Life insurance is designed to help protect the people who rely on your income and long-term planning. If you are raising children, carrying a mortgage, planning for education costs, or thinking about long-range financial security, the right coverage can help preserve stability when circumstances change. This page explains the main life insurance categories and shows how accident and sickness coverage can add another layer of protection to a household plan.
Life insurance helps families prepare for the financial impact of death by creating a source of support when income, caregiving, or long-term plans are suddenly affected. It can help protect a spouse, children, debt obligations, education goals, and the broader financial foundation a household depends on.
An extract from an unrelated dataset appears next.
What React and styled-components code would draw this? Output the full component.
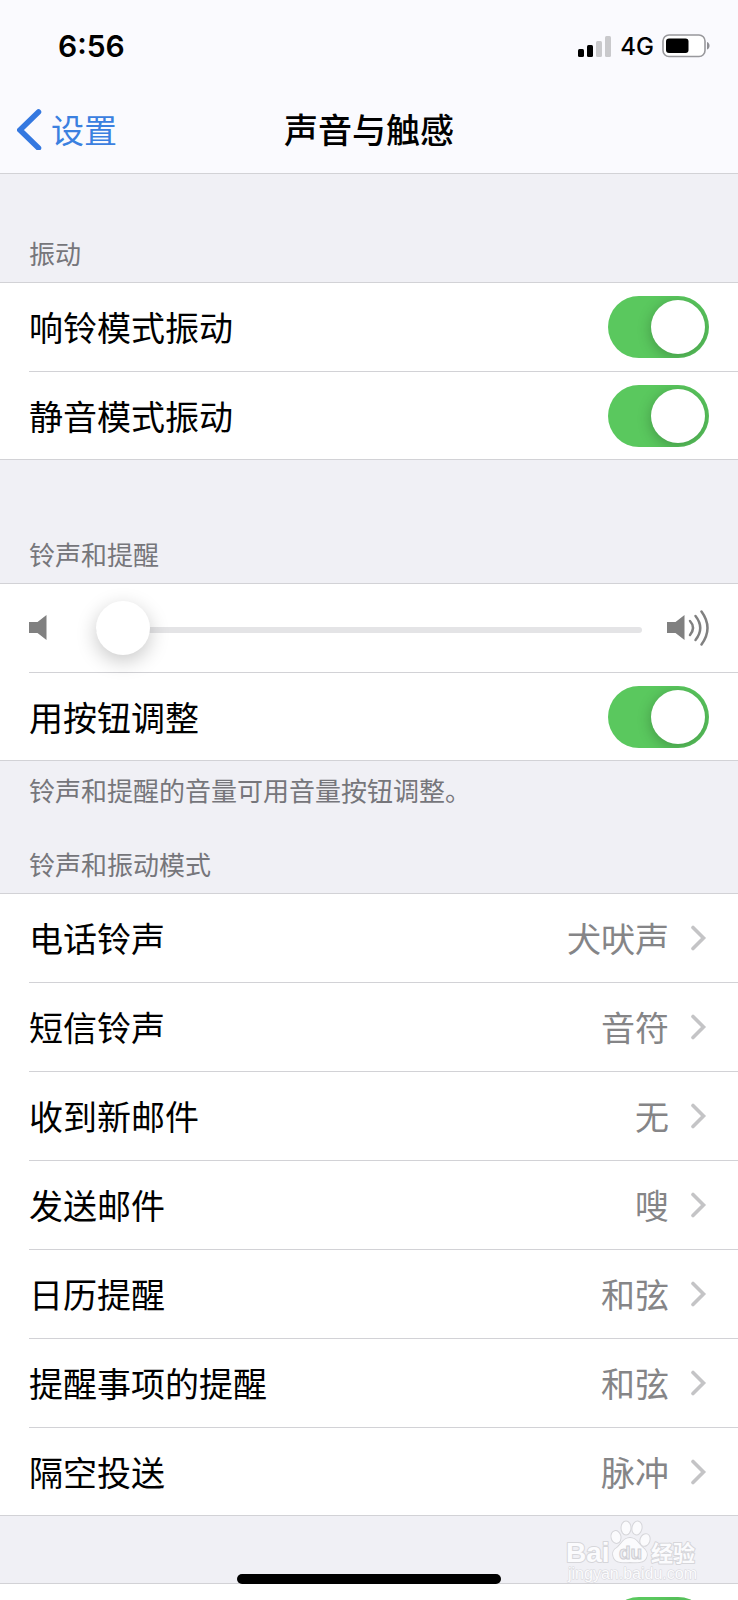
import React, { useState } from 'react';
import styled, { createGlobalStyle } from 'styled-components';

const sounds = [
  { name: '电话铃声', value: '犬吠声' },
  { name: '短信铃声', value: '音符' },
  { name: '收到新邮件', value: '无' },
  { name: '发送邮件', value: '嗖' },
  { name: '日历提醒', value: '和弦' },
  { name: '提醒事项的提醒', value: '和弦' },
  { name: '隔空投送', value: '脉冲' },
];

const Signal = () => (
  <svg width="34" height="22" viewBox="0 0 34 22" aria-hidden="true">
    <rect x="0" y="14" width="6" height="8" rx="1.5" fill="#000" />
    <rect x="9" y="10" width="6" height="12" rx="1.5" fill="#000" />
    <rect x="18" y="6" width="6" height="16" rx="1.5" fill="#c9c9cc" />
    <rect x="27" y="1" width="6" height="21" rx="1.5" fill="#c9c9cc" />
  </svg>
);

const Battery = () => (
  <svg width="48" height="24" viewBox="0 0 48 24" aria-hidden="true">
    <rect
      x="1"
      y="1"
      width="42"
      height="21.5"
      rx="6"
      fill="#fff"
      stroke="#98989c"
      strokeWidth="1.6"
    />
    <rect x="4" y="4.5" width="22.5" height="14.5" rx="3" fill="#000" />
    <path d="M45 8c3.4 1 3.4 6.5 0 7.5z" fill="#8e8e93" />
  </svg>
);

const Back = () => (
  <svg width="25" height="42" viewBox="0 0 25 42" aria-hidden="true">
    <path
      d="M21.5 4 3 22 21.5 40"
      fill="none"
      stroke="#3478e0"
      strokeWidth="5.5"
      strokeLinecap="round"
      strokeLinejoin="miter"
    />
  </svg>
);

const Chevron = () => (
  <svg width="18" height="26" viewBox="0 0 18 26" aria-hidden="true">
    <path
      d="M2 2.5 12.5 13 2 23.5"
      fill="none"
      stroke="#c4c4c6"
      strokeWidth="3.6"
      strokeLinecap="round"
    />
  </svg>
);

const Speaker = ({ loud }) => (
  <svg width="42" height="36" viewBox="0 0 42 36" aria-hidden="true">
    <path d="M0 12h8.5L17.5 5v25L8.5 23H0z" fill="#808080" />
    {loud && (
      <g fill="none" stroke="#808080" strokeWidth="2.5" strokeLinecap="round">
        <path d="M23 11q6 6.500 0 14" />
        <path d="M28.5 6q9.500 12 0 24" />
        <path d="M34.5 1.500q12 16.500 0 33" />
      </g>
    )}
  </svg>
);

const SwitchRow = ({ name, hideName }) => {
  const [on, setOn] = useState(true);

  return (
    <Row as="label">
      {!hideName && <Name>{name}</Name>}
      <Switch
        type="checkbox"
        role="switch"
        aria-label={name}
        checked={on}
        onChange={(event) => setOn(event.target.checked)}
      />
    </Row>
  );
};

const Watermark = () => (
  <Mark width="136" height="64" viewBox="0 0 136 64">
    <g
      fill="#fbfbfd"
      stroke="#d6d6da"
      strokeWidth="2"
      strokeLinejoin="round"
      paintOrder="stroke"
      fontFamily='"Liberation Sans", "Noto Sans CJK SC", sans-serif'
    >
      <ellipse cx="52" cy="17" rx="4.5" ry="6" transform="rotate(-12 52 17)" />
      <ellipse cx="62" cy="8" rx="4.5" ry="6.5" />
      <ellipse cx="73" cy="8" rx="4.5" ry="6.5" transform="rotate(12 73 8)" />
      <ellipse cx="81" cy="20" rx="4.5" ry="6" transform="rotate(20 81 20)" />
      <path d="M66 18c6 0 8 5 12 9 5 4 6 7 4 11-2 4-7 5-16 4-9 1-14 0-16-4-2-5-1-8 4-11 4-4 6-9 12-9z" />
      <text x="2" y="42" fontSize="28" fontWeight="700">
        Bai
      </text>
      <text x="87" y="41" fontSize="22" fontWeight="700">
        经验
      </text>
      <text x="4" y="59" fontSize="16" strokeWidth="1">
        jingyan.baidu.com
      </text>
    </g>
    <text
      x="55"
      y="39"
      fontSize="19"
      fontWeight="700"
      fontFamily='"Liberation Sans", sans-serif'
      fill="#eeeef2"
      stroke="#cfcfd4"
      strokeWidth="1"
    >
      du
    </text>
  </Mark>
);

const App = () => {
  const [volume, setVolume] = useState(0);

  return (
    <Screen>
      <GlobalStyle />
      <Header>
        <StatusBar>
          <Time>6:56</Time>
          <Status>
            <Signal />
            <Network>4G</Network>
            <Battery />
          </Status>
        </StatusBar>
        <NavBar>
          <BackLink href="#settings">
            <Back />
            设置
          </BackLink>
          <Title>声音与触感</Title>
        </NavBar>
      </Header>
      <Content>
        <Section $space={61}>
          <Caption>振动</Caption>
          <Group>
            <SwitchRow name="响铃模式振动" />
            <SwitchRow name="静音模式振动" />
          </Group>
        </Section>
        <Section $space={76}>
          <Caption>铃声和提醒</Caption>
          <Group>
            <Row>
              <Speaker />
              <Slider
                type="range"
                min="0"
                max="100"
                aria-label="音量"
                value={volume}
                onChange={(event) => setVolume(Number(event.target.value))}
              />
              <Speaker loud />
            </Row>
            <SwitchRow name="用按钮调整" />
          </Group>
          <Footnote>铃声和提醒的音量可用音量按钮调整。</Footnote>
        </Section>
        <Section $space={38}>
          <Caption>铃声和振动模式</Caption>
          <Group>
            {sounds.map((sound) => (
              <LinkRow as="button" type="button" key={sound.name}>
                <Name>{sound.name}</Name>
                <Value>{sound.value}</Value>
                <Chevron />
              </LinkRow>
            ))}
          </Group>
        </Section>
        <Section $space={67}>
          <Group>
            <SwitchRow name="键盘咔嗒声" hideName />
          </Group>
        </Section>
      </Content>
      <Watermark />
      <HomeBar />
    </Screen>
  );
};

export default App;

const GlobalStyle = createGlobalStyle`
  * {
    box-sizing: border-box;
  }
  body {
    margin: 0;
    background: #f0f0f5;
    color: #000;
    font-family: "Noto Sans CJK SC", sans-serif;
  }
  svg {
    flex-shrink: 0;
  }
`;

const Screen = styled.div`
  position: relative;
  display: flex;
  flex-direction: column;
  height: 100vh;
  overflow: hidden;
`;

const Header = styled.header`
  flex-shrink: 0;
  background: #fafafe;
  border-bottom: 1px solid #d2d2d6;
`;

const StatusBar = styled.div`
  display: flex;
  align-items: center;
  justify-content: space-between;
  height: 92px;
  padding: 0 28px 0 58px;
  font-family: Inter, sans-serif;
`;

const Time = styled.span`
  font-size: 30px;
  font-weight: 600;
`;

const Status = styled.div`
  display: flex;
  align-items: center;
  gap: 8px;
`;

const Network = styled.span`
  font-size: 24px;
  font-weight: 500;
`;

const NavBar = styled.nav`
  display: grid;
  grid-template-columns: 1fr auto 1fr;
  align-items: center;
  height: 81px;
  padding: 0 17px 8px;
`;

const BackLink = styled.a`
  display: flex;
  align-items: center;
  gap: 9px;
  color: #3b80e0;
  font-size: 33px;
  line-height: 44px;
  text-decoration: none;
`;

const Title = styled.h1`
  margin: 0;
  font-size: 34px;
  font-weight: 500;
  line-height: 44px;
`;

const Content = styled.main`
  flex: 1;
  overflow-y: auto;
  scrollbar-width: none;
`;

const Section = styled.section`
  padding-top: ${({ $space }) => $space}px;
`;

const Caption = styled.h2`
  margin: 0 0 11px;
  padding: 0 29px;
  color: #76767b;
  font-size: 26px;
  font-weight: 400;
  line-height: 36px;
`;

const Footnote = styled.p`
  margin: 11px 0 0;
  padding: 0 29px;
  color: #76767b;
  font-size: 26px;
  line-height: 36px;
`;

const Group = styled.div`
  padding-left: 29px;
  background: #fff;
  border-top: 1px solid #d2d2d6;
  box-shadow: inset 0 -1px #d2d2d6;
`;

const Row = styled.div`
  display: flex;
  align-items: center;
  gap: 25px;
  width: 100%;
  min-height: 88px;
  padding: 0 29px 0 0;
  border: none;
  background: none;
  color: #000;
  font-family: inherit;
  font-size: 34px;
  line-height: 44px;
  text-align: left;

  & + & {
    min-height: 89px;
    border-top: 1px solid #d2d2d6;
  }
`;

const LinkRow = styled(Row)`
  gap: 22px;
`;

const Name = styled.span`
  flex: 1;
`;

const Value = styled.span`
  color: #858587;
`;

const Switch = styled.input`
  appearance: none;
  display: flex;
  align-items: center;
  width: 101px;
  height: 62px;
  margin: 0 0 0 auto;
  padding: 0 4px;
  border-radius: 31px;
  background: #e9e9eb;
  overflow: hidden;
  cursor: pointer;

  &::after {
    content: '';
    width: 54px;
    height: 54px;
    border-radius: 50%;
    background: #fff;
    box-shadow: 0 3px 14px rgba(0, 0, 0, 0.25);
  }

  &:checked {
    justify-content: flex-end;
    background: #5ac85e;
  }
`;

const Slider = styled.input`
  appearance: none;
  flex: 1;
  min-width: 0;
  height: 54px;
  margin: 0;
  padding-top: 4px;
  background: none;

  &::-webkit-slider-runnable-track {
    height: 6px;
    border-radius: 3px;
    background: #e4e4e6;
  }

  &::-webkit-slider-thumb {
    appearance: none;
    width: 54px;
    height: 54px;
    margin-top: -26px;
    border-radius: 50%;
    background: #fff;
    box-shadow: 0 6px 20px rgba(0, 0, 0, 0.22);
  }
`;

const Mark = styled.svg`
  position: absolute;
  right: 38px;
  bottom: 16px;
  pointer-events: none;
`;

const HomeBar = styled.div`
  position: absolute;
  bottom: 16px;
  left: 50%;
  width: 264px;
  height: 10px;
  border-radius: 5px;
  background: #000;
  transform: translateX(-50%);
`;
For many families, the real question is not whether coverage matters, but how long it should last and which type of policy fits their stage of life.
The most suitable solution depends on how long protection is needed, what responsibilities should be covered, and how much flexibility matters over time.
Term life insurance is often the most practical starting point for families who want meaningful protection at a lower initial cost. It is commonly used for temporary needs such as a mortgage, young children, or the years when financial obligations are at their highest.
Permanent life insurance is designed for longer-term needs that do not disappear with time. It is often used for estate planning, final expenses, legacy goals, or clients who want coverage intended to remain in place for life.
Universal life insurance combines permanent coverage with a savings-oriented component and greater visibility into policy structure. It can appeal to individuals and families who want flexibility and who see insurance as part of a broader long-term plan.
Life insurance addresses the financial impact of death, but many families also need a plan for what happens when illness or disability interrupts income while the insured person is still alive. Accident and sickness insurance helps support income protection, savings preservation, and greater financial continuity during recovery.
The right insurance strategy should reflect your income pattern, debt obligations, long-term goals, and comfort with flexibility. Whether you are comparing term life, permanent coverage, or accident and sickness protection, the goal is the same: create structure around the people and priorities that matter most.